REQUIREMENT |
Carry none of the pictures over; write out the complete data exactly.

SOURCE EXCERPT |

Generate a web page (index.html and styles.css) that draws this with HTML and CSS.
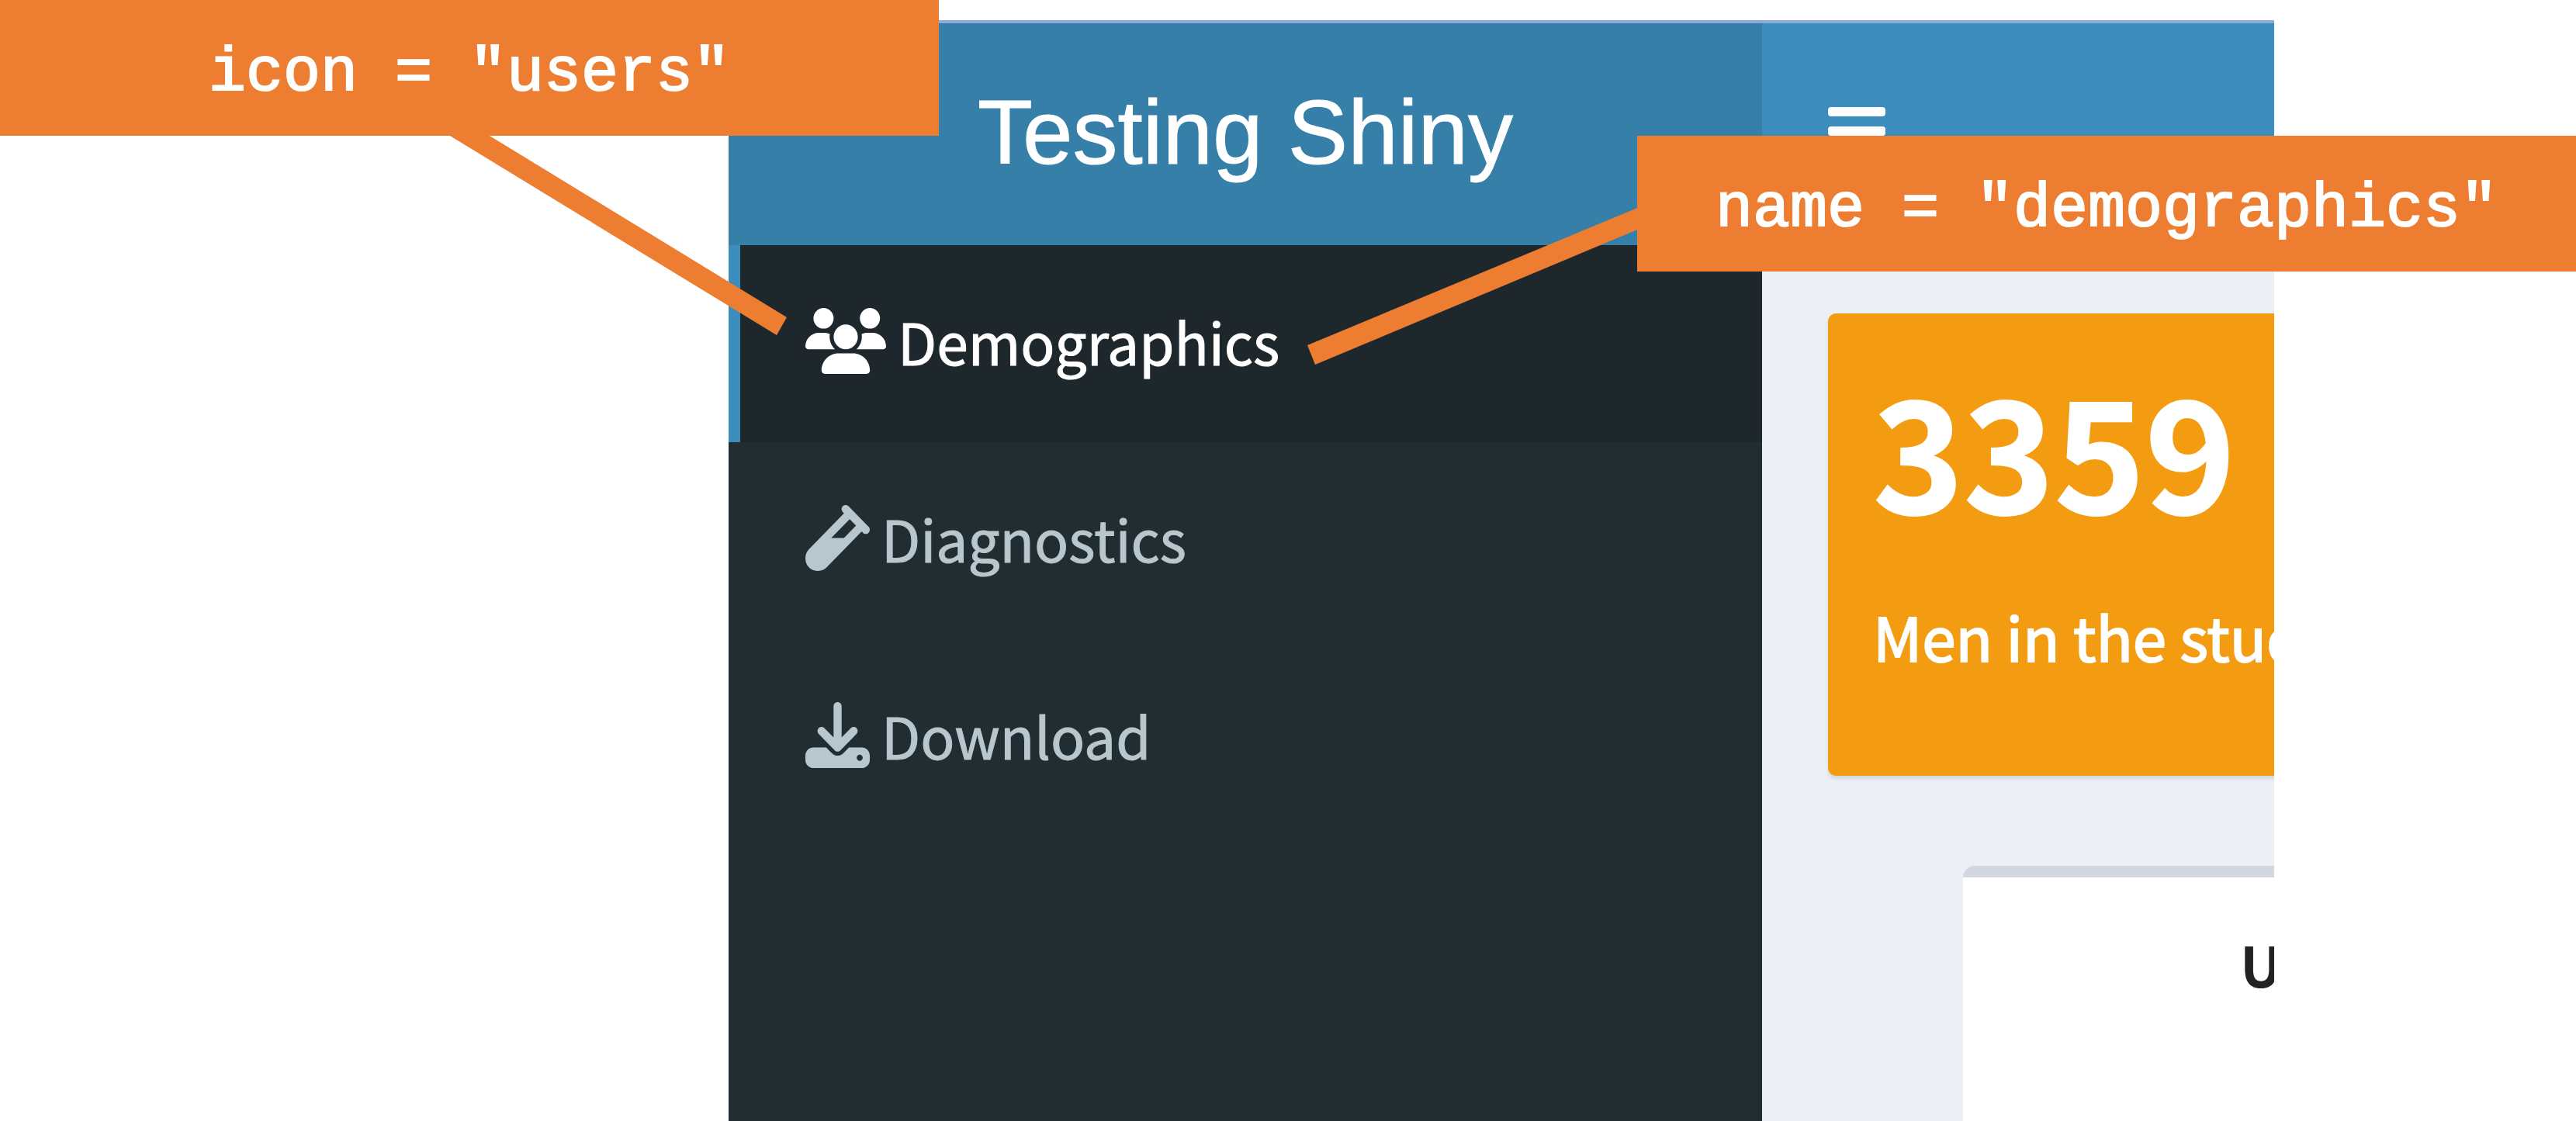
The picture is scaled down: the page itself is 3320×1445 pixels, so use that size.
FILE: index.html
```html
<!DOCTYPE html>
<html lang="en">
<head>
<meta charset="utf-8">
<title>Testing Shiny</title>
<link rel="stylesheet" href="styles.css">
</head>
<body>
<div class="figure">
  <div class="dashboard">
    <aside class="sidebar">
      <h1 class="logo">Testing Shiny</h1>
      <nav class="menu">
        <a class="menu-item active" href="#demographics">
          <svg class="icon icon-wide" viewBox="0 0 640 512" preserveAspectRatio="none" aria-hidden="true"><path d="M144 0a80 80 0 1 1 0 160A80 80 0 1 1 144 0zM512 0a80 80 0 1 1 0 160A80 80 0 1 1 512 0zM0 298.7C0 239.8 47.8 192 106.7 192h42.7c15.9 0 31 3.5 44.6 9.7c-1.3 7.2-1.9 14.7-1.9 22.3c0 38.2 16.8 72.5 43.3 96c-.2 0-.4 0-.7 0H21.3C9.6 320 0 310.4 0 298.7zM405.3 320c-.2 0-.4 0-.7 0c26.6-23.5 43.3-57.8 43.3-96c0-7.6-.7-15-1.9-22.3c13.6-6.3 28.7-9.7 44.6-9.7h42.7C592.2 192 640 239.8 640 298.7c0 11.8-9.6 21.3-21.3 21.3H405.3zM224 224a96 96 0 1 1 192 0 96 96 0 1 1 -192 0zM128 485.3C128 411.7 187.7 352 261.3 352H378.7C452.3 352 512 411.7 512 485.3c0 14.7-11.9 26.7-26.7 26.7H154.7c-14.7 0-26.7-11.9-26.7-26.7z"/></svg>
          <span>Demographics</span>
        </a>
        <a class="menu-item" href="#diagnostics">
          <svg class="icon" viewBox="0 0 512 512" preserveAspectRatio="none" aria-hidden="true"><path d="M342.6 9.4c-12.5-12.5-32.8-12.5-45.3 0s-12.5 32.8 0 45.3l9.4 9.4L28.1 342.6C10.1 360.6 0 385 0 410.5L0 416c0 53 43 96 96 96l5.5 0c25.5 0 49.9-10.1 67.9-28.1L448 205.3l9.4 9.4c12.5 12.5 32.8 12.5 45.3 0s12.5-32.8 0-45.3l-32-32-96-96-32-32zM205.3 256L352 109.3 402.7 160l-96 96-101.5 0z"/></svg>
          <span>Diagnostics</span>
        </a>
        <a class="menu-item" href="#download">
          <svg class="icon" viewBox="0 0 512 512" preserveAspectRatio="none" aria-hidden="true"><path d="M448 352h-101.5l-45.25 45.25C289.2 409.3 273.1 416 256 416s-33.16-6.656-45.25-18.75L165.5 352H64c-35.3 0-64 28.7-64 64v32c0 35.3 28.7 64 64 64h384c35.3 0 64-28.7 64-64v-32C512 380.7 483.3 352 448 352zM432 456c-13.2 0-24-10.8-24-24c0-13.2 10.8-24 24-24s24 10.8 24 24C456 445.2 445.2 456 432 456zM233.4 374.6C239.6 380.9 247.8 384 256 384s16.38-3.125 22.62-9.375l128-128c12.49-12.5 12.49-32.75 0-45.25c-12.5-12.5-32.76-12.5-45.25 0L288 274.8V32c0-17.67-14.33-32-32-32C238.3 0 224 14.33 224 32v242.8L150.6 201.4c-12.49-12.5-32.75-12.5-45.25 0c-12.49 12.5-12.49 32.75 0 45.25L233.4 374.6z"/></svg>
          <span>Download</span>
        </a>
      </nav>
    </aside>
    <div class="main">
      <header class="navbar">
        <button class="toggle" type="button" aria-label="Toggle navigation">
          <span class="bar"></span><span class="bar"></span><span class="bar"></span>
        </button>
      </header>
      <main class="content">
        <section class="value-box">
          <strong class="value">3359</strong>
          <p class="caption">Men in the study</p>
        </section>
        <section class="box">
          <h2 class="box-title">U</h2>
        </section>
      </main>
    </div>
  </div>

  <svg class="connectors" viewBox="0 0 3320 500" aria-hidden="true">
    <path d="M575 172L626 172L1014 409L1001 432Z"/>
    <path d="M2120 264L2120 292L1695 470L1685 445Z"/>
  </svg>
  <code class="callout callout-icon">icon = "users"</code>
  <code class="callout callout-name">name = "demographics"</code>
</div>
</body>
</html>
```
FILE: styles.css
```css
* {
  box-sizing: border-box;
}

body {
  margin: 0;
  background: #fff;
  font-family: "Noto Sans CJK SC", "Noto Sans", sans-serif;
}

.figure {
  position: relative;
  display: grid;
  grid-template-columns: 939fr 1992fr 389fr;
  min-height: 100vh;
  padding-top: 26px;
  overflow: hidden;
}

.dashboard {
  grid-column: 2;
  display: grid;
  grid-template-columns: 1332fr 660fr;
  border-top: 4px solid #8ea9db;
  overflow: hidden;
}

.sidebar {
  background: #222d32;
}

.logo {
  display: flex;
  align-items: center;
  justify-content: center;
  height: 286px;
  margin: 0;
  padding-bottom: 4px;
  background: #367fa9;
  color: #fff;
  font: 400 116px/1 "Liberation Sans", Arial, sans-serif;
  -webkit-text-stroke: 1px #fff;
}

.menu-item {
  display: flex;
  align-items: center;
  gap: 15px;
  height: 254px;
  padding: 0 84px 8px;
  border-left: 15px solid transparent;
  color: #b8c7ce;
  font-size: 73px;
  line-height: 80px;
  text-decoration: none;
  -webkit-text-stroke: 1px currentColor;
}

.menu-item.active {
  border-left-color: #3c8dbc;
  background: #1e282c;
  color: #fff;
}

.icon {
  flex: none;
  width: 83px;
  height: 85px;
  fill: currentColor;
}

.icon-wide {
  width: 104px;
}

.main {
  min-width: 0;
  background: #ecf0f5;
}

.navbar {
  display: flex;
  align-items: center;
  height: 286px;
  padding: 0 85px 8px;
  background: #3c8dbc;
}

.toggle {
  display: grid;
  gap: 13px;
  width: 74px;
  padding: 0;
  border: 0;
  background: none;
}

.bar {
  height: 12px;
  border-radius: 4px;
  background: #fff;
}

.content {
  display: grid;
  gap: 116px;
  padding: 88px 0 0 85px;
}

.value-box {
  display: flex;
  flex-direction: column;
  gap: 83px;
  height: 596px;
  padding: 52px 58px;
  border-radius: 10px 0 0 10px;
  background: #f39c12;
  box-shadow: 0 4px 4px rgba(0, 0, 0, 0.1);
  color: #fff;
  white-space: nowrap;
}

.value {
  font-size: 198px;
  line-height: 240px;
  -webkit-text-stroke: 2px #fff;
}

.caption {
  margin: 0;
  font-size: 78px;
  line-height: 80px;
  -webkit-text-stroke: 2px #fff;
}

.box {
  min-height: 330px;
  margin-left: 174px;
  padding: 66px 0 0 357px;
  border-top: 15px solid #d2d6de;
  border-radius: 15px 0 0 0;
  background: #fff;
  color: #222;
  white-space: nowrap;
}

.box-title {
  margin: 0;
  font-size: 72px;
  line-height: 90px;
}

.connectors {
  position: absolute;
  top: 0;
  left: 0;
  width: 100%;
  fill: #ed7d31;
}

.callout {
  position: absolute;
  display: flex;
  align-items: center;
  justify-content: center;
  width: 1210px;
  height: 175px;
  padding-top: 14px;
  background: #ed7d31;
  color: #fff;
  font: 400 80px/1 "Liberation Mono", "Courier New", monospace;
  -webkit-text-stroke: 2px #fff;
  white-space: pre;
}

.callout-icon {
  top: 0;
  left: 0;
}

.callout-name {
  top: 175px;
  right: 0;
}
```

THE OUTPUT |
Generate a web page (index.html and styles.css) that draws this with HTML and CSS.
The picture is scaled down: the page itself is 3320×1445 pixels, so use that size.
FILE: index.html
```html
<!DOCTYPE html>
<html lang="en">
<head>
<meta charset="utf-8">
<title>Testing Shiny</title>
<link rel="stylesheet" href="styles.css">
</head>
<body>
<div class="figure">
  <div class="dashboard">
    <aside class="sidebar">
      <h1 class="logo">Testing Shiny</h1>
      <nav class="menu">
        <a class="menu-item active" href="#demographics">
          <svg class="icon icon-wide" viewBox="0 0 640 512" preserveAspectRatio="none" aria-hidden="true"><path d="M144 0a80 80 0 1 1 0 160A80 80 0 1 1 144 0zM512 0a80 80 0 1 1 0 160A80 80 0 1 1 512 0zM0 298.7C0 239.8 47.8 192 106.7 192h42.7c15.9 0 31 3.5 44.6 9.7c-1.3 7.2-1.9 14.7-1.9 22.3c0 38.2 16.8 72.5 43.3 96c-.2 0-.4 0-.7 0H21.3C9.6 320 0 310.4 0 298.7zM405.3 320c-.2 0-.4 0-.7 0c26.6-23.5 43.3-57.8 43.3-96c0-7.6-.7-15-1.9-22.3c13.6-6.3 28.7-9.7 44.6-9.7h42.7C592.2 192 640 239.8 640 298.7c0 11.8-9.6 21.3-21.3 21.3H405.3zM224 224a96 96 0 1 1 192 0 96 96 0 1 1 -192 0zM128 485.3C128 411.7 187.7 352 261.3 352H378.7C452.3 352 512 411.7 512 485.3c0 14.7-11.9 26.7-26.7 26.7H154.7c-14.7 0-26.7-11.9-26.7-26.7z"/></svg>
          <span>Demographics</span>
        </a>
        <a class="menu-item" href="#diagnostics">
          <svg class="icon" viewBox="0 0 512 512" preserveAspectRatio="none" aria-hidden="true"><path d="M342.6 9.4c-12.5-12.5-32.8-12.5-45.3 0s-12.5 32.8 0 45.3l9.4 9.4L28.1 342.6C10.1 360.6 0 385 0 410.5L0 416c0 53 43 96 96 96l5.5 0c25.5 0 49.9-10.1 67.9-28.1L448 205.3l9.4 9.4c12.5 12.5 32.8 12.5 45.3 0s12.5-32.8 0-45.3l-32-32-96-96-32-32zM205.3 256L352 109.3 402.7 160l-96 96-101.5 0z"/></svg>
          <span>Diagnostics</span>
        </a>
        <a class="menu-item" href="#download">
          <svg class="icon" viewBox="0 0 512 512" preserveAspectRatio="none" aria-hidden="true"><path d="M448 352h-101.5l-45.25 45.25C289.2 409.3 273.1 416 256 416s-33.16-6.656-45.25-18.75L165.5 352H64c-35.3 0-64 28.7-64 64v32c0 35.3 28.7 64 64 64h384c35.3 0 64-28.7 64-64v-32C512 380.7 483.3 352 448 352zM432 456c-13.2 0-24-10.8-24-24c0-13.2 10.8-24 24-24s24 10.8 24 24C456 445.2 445.2 456 432 456zM233.4 374.6C239.6 380.9 247.8 384 256 384s16.38-3.125 22.62-9.375l128-128c12.49-12.5 12.49-32.75 0-45.25c-12.5-12.5-32.76-12.5-45.25 0L288 274.8V32c0-17.67-14.33-32-32-32C238.3 0 224 14.33 224 32v242.8L150.6 201.4c-12.49-12.5-32.75-12.5-45.25 0c-12.49 12.5-12.49 32.75 0 45.25L233.4 374.6z"/></svg>
          <span>Download</span>
        </a>
      </nav>
    </aside>
    <div class="main">
      <header class="navbar">
        <button class="toggle" type="button" aria-label="Toggle navigation">
          <span class="bar"></span><span class="bar"></span><span class="bar"></span>
        </button>
      </header>
      <main class="content">
        <section class="value-box">
          <strong class="value">3359</strong>
          <p class="caption">Men in the study</p>
        </section>
        <section class="box">
          <h2 class="box-title">U</h2>
        </section>
      </main>
    </div>
  </div>

  <svg class="connectors" viewBox="0 0 3320 500" aria-hidden="true">
    <path d="M575 172L626 172L1014 409L1001 432Z"/>
    <path d="M2120 264L2120 292L1695 470L1685 445Z"/>
  </svg>
  <code class="callout callout-icon">icon = "users"</code>
  <code class="callout callout-name">name = "demographics"</code>
</div>
</body>
</html>
```
FILE: styles.css
```css
* {
  box-sizing: border-box;
}

body {
  margin: 0;
  background: #fff;
  font-family: "Noto Sans CJK SC", "Noto Sans", sans-serif;
}

.figure {
  position: relative;
  display: grid;
  grid-template-columns: 939fr 1992fr 389fr;
  min-height: 100vh;
  padding-top: 26px;
  overflow: hidden;
}

.dashboard {
  grid-column: 2;
  display: grid;
  grid-template-columns: 1332fr 660fr;
  border-top: 4px solid #8ea9db;
  overflow: hidden;
}

.sidebar {
  background: #222d32;
}

.logo {
  display: flex;
  align-items: center;
  justify-content: center;
  height: 286px;
  margin: 0;
  padding-bottom: 4px;
  background: #367fa9;
  color: #fff;
  font: 400 116px/1 "Liberation Sans", Arial, sans-serif;
  -webkit-text-stroke: 1px #fff;
}

.menu-item {
  display: flex;
  align-items: center;
  gap: 15px;
  height: 254px;
  padding: 0 84px 8px;
  border-left: 15px solid transparent;
  color: #b8c7ce;
  font-size: 73px;
  line-height: 80px;
  text-decoration: none;
  -webkit-text-stroke: 1px currentColor;
}

.menu-item.active {
  border-left-color: #3c8dbc;
  background: #1e282c;
  color: #fff;
}

.icon {
  flex: none;
  width: 83px;
  height: 85px;
  fill: currentColor;
}

.icon-wide {
  width: 104px;
}

.main {
  min-width: 0;
  background: #ecf0f5;
}

.navbar {
  display: flex;
  align-items: center;
  height: 286px;
  padding: 0 85px 8px;
  background: #3c8dbc;
}

.toggle {
  display: grid;
  gap: 13px;
  width: 74px;
  padding: 0;
  border: 0;
  background: none;
}

.bar {
  height: 12px;
  border-radius: 4px;
  background: #fff;
}

.content {
  display: grid;
  gap: 116px;
  padding: 88px 0 0 85px;
}

.value-box {
  display: flex;
  flex-direction: column;
  gap: 83px;
  height: 596px;
  padding: 52px 58px;
  border-radius: 10px 0 0 10px;
  background: #f39c12;
  box-shadow: 0 4px 4px rgba(0, 0, 0, 0.1);
  color: #fff;
  white-space: nowrap;
}

.value {
  font-size: 198px;
  line-height: 240px;
  -webkit-text-stroke: 2px #fff;
}

.caption {
  margin: 0;
  font-size: 78px;
  line-height: 80px;
  -webkit-text-stroke: 2px #fff;
}

.box {
  min-height: 330px;
  margin-left: 174px;
  padding: 66px 0 0 357px;
  border-top: 15px solid #d2d6de;
  border-radius: 15px 0 0 0;
  background: #fff;
  color: #222;
  white-space: nowrap;
}

.box-title {
  margin: 0;
  font-size: 72px;
  line-height: 90px;
}

.connectors {
  position: absolute;
  top: 0;
  left: 0;
  width: 100%;
  fill: #ed7d31;
}

.callout {
  position: absolute;
  display: flex;
  align-items: center;
  justify-content: center;
  width: 1210px;
  height: 175px;
  padding-top: 14px;
  background: #ed7d31;
  color: #fff;
  font: 400 80px/1 "Liberation Mono", "Courier New", monospace;
  -webkit-text-stroke: 2px #fff;
  white-space: pre;
}

.callout-icon {
  top: 0;
  left: 0;
}

.callout-name {
  top: 175px;
  right: 0;
}
```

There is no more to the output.